■ **SET PROBLEM**
Wherever "styles" appears in a line, copy that line.
[begin DATA BLOCK]
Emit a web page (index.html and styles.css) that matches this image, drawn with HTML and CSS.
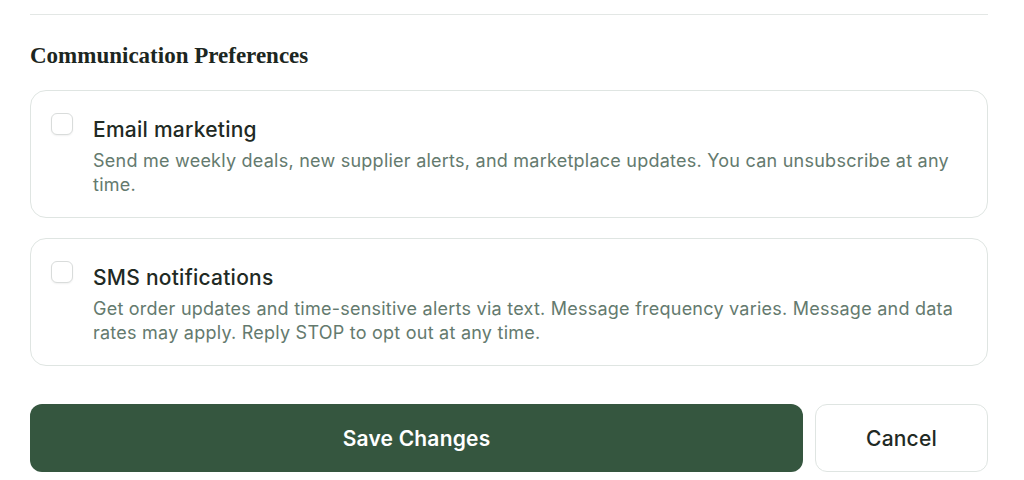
FILE: index.html
```html
<!DOCTYPE html>
<html lang="en">
<head>
    <meta charset="UTF-8">
    <meta name="viewport" content="width=device-width, initial-scale=1.0">
    <title>Communication Preferences</title>
    <link rel="stylesheet" href="styles.css">
</head>
<body>
    <div class="settings">
        <hr class="divider">

        <h2 class="section-title">Communication Preferences</h2>

        <label class="pref-card">
            <input type="checkbox" class="pref-check">
            <div class="pref-text">
                <div class="pref-title">Email marketing</div>
                <p class="pref-desc">Send me weekly deals, new supplier alerts, and marketplace updates. You can unsubscribe at any time.</p>
            </div>
        </label>

        <label class="pref-card">
            <input type="checkbox" class="pref-check">
            <div class="pref-text">
                <div class="pref-title">SMS notifications</div>
                <p class="pref-desc">Get order updates and time-sensitive alerts via text. Message frequency varies. Message and data rates may apply. Reply STOP to opt out at any time.</p>
            </div>
        </label>

        <div class="actions">
            <button class="btn save">Save Changes</button>
            <button class="btn cancel">Cancel</button>
        </div>
    </div>
</body>
</html>
```

FILE: styles.css
```css
body {
    margin: 0;
    background: #fff;
    font-family: Inter, "Noto Sans", sans-serif;
    color: #1f2a24;
}
.settings {
    padding: 0 36px 0 30px;
}
.divider {
    border: none;
    border-top: 1px solid #e3e7e5;
    margin: 14px 0 0;
}
.section-title {
    font-family: "Liberation Serif", serif;
    font-weight: bold;
    font-size: 23px;
    line-height: 28px;
    margin: 27px 0 20px;
    color: #1c2621;
}
.pref-card {
    display: flex;
    gap: 20px;
    align-items: flex-start;
    border: 1px solid #dfe5e2;
    border-radius: 16px;
    padding: 22px 20px 20px;
    margin-bottom: 20px;
    cursor: pointer;
}
.pref-check {
    appearance: none;
    -webkit-appearance: none;
    flex: none;
    width: 22px;
    height: 22px;
    margin: 0;
    border: 1px solid #d9dcdb;
    border-radius: 6px;
    background: #fff;
    box-shadow: 0 1px 2px rgba(0, 0, 0, 0.06);
}
.pref-text {
    padding-top: 2px;
}
.pref-title {
    font-size: 21px;
    font-weight: 500;
    line-height: 30px;
    letter-spacing: 0.25px;
    color: #1f2a24;
}
.pref-desc {
    margin: 4px 0 0;
    font-size: 18px;
    line-height: 24px;
    letter-spacing: 0.24px;
    color: #647a6e;
}
.actions {
    display: flex;
    gap: 12px;
    margin-top: 38px;
}
.btn {
    font-family: Inter, "Noto Sans", sans-serif;
    font-size: 21px;
    font-weight: 600;
    letter-spacing: 0.2px;
    height: 68px;
    border-radius: 12px;
    cursor: pointer;
}
.save {
    flex: 1;
    background: #35563f;
    color: #fff;
    border: none;
}
.cancel {
    width: 173px;
    background: #fff;
    color: #1f2a24;
    border: 1px solid #dfe5e2;
    font-weight: 500;
}
```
[end DATA BLOCK]
■ **OUTPUT FOR THIS EXERCISE**
Emit a web page (index.html and styles.css) that matches this image, drawn with HTML and CSS.
    <link rel="stylesheet" href="styles.css">
FILE: styles.css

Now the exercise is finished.